▸ COLLECTED MATERIAL

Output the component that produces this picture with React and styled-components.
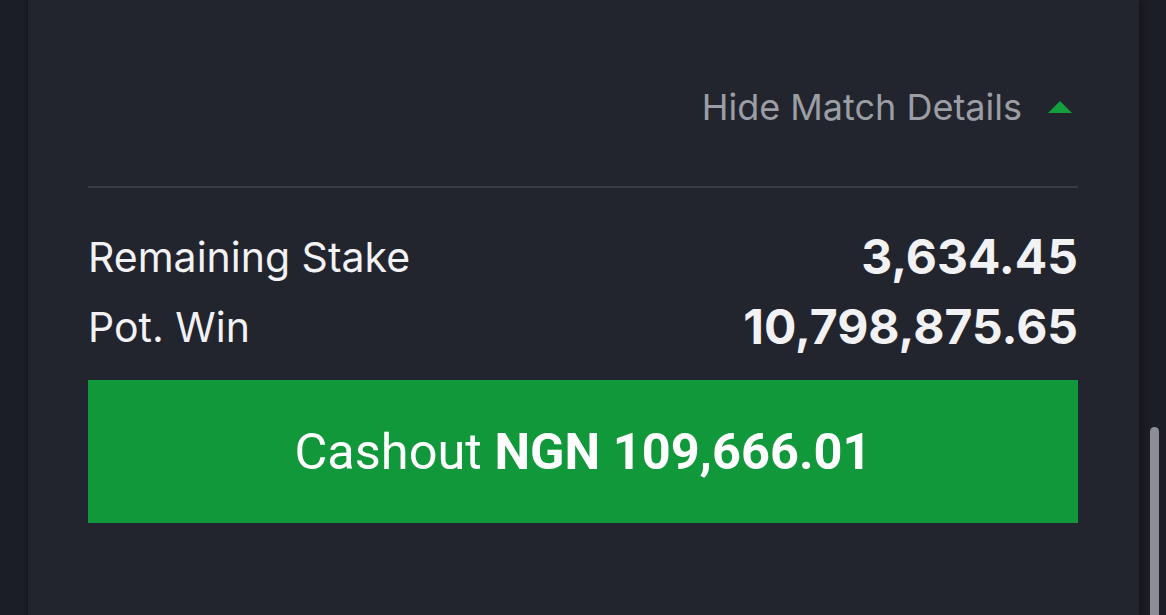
import React from 'react';
import styled, { createGlobalStyle } from 'styled-components';

const GlobalStyle = createGlobalStyle`
  html, body {
    margin: 0;
    padding: 0;
    background: #1c1e25;
    overflow: hidden;
  }
  #root {
    min-height: 100vh;
  }
`;

const Page = styled.div`
  position: relative;
  height: 615px;
  background: #1c1e25;
  display: flex;
`;

const Card = styled.div`
  margin-left: 27px;
  width: 1112px;
  background: #23252e;
  border-left: 1px solid #17181e;
  box-shadow: 4px 0 6px rgba(0, 0, 0, 0.25);
  padding: 0 61px 0 60px;
  box-sizing: border-box;
  display: flex;
  flex-direction: column;
`;

const Header = styled.div`
  display: flex;
  justify-content: flex-end;
  align-items: center;
  height: 40px;
  margin-top: 87px;
  padding-right: 6px;
  gap: 26px;
`;

const Toggle = styled.span`
  font-family: Inter, "Noto Sans", sans-serif;
  font-size: 36px;
  line-height: 1;
  color: #9c9ea6;
`;

const Caret = styled.span`
  width: 0;
  height: 0;
  border-left: 12px solid transparent;
  border-right: 12px solid transparent;
  border-bottom: 12px solid #13a03c;
`;

const Divider = styled.div`
  height: 2px;
  background: #383a42;
  margin-top: 59px;
`;

const Rows = styled.div`
  display: flex;
  flex-direction: column;
  margin-top: 48px;
  gap: 28px;
`;

const Row = styled.div`
  display: flex;
  justify-content: space-between;
  align-items: center;
  height: 42px;
`;

const Label = styled.span`
  font-family: Inter, "Noto Sans", sans-serif;
  font-size: 41px;
  line-height: 1;
  color: #f2f2f5;
`;

const Value = styled.span`
  font-family: Inter, "Noto Sans", sans-serif;
  font-size: 48px;
  font-weight: 700;
  line-height: 1;
  color: #f2f2f5;
`;

const CashoutButton = styled.button`
  margin-top: 32px;
  height: 143px;
  border: none;
  border-radius: 0;
  background: #10983a;
  color: #ffffff;
  font-family: Roboto, "Liberation Sans", sans-serif;
  font-size: 50.5px;
  display: flex;
  align-items: center;
  justify-content: center;
  gap: 0.25em;
  cursor: pointer;
`;

const Strong = styled.strong`
  font-weight: 700;
`;

const ScrollThumb = styled.div`
  position: absolute;
  left: 1150px;
  top: 427px;
  width: 9px;
  height: 200px;
  border-radius: 5px;
  background: #8d8e95;
`;

const rows = [
  { label: 'Remaining Stake', value: '3,634.45' },
  { label: 'Pot. Win', value: '10,798,875.65' },
];

export default function App() {
  return (
    <>
      <GlobalStyle />
      <Page>
        <Card>
          <Header>
            <Toggle>Hide Match Details</Toggle>
            <Caret />
          </Header>
          <Divider />
          <Rows>
            {rows.map((r) => (
              <Row key={r.label}>
                <Label>{r.label}</Label>
                <Value>{r.value}</Value>
              </Row>
            ))}
          </Rows>
          <CashoutButton>
            <span>Cashout</span>
            <Strong>NGN 109,666.01</Strong>
          </CashoutButton>
        </Card>
        <ScrollThumb />
      </Page>
    </>
  );
}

▸ WRITTEN EXERCISE
Your answer should be a single number: the count of lines in the listing that contain the word "components".

▸ SOLUTION FOR THIS TASK
2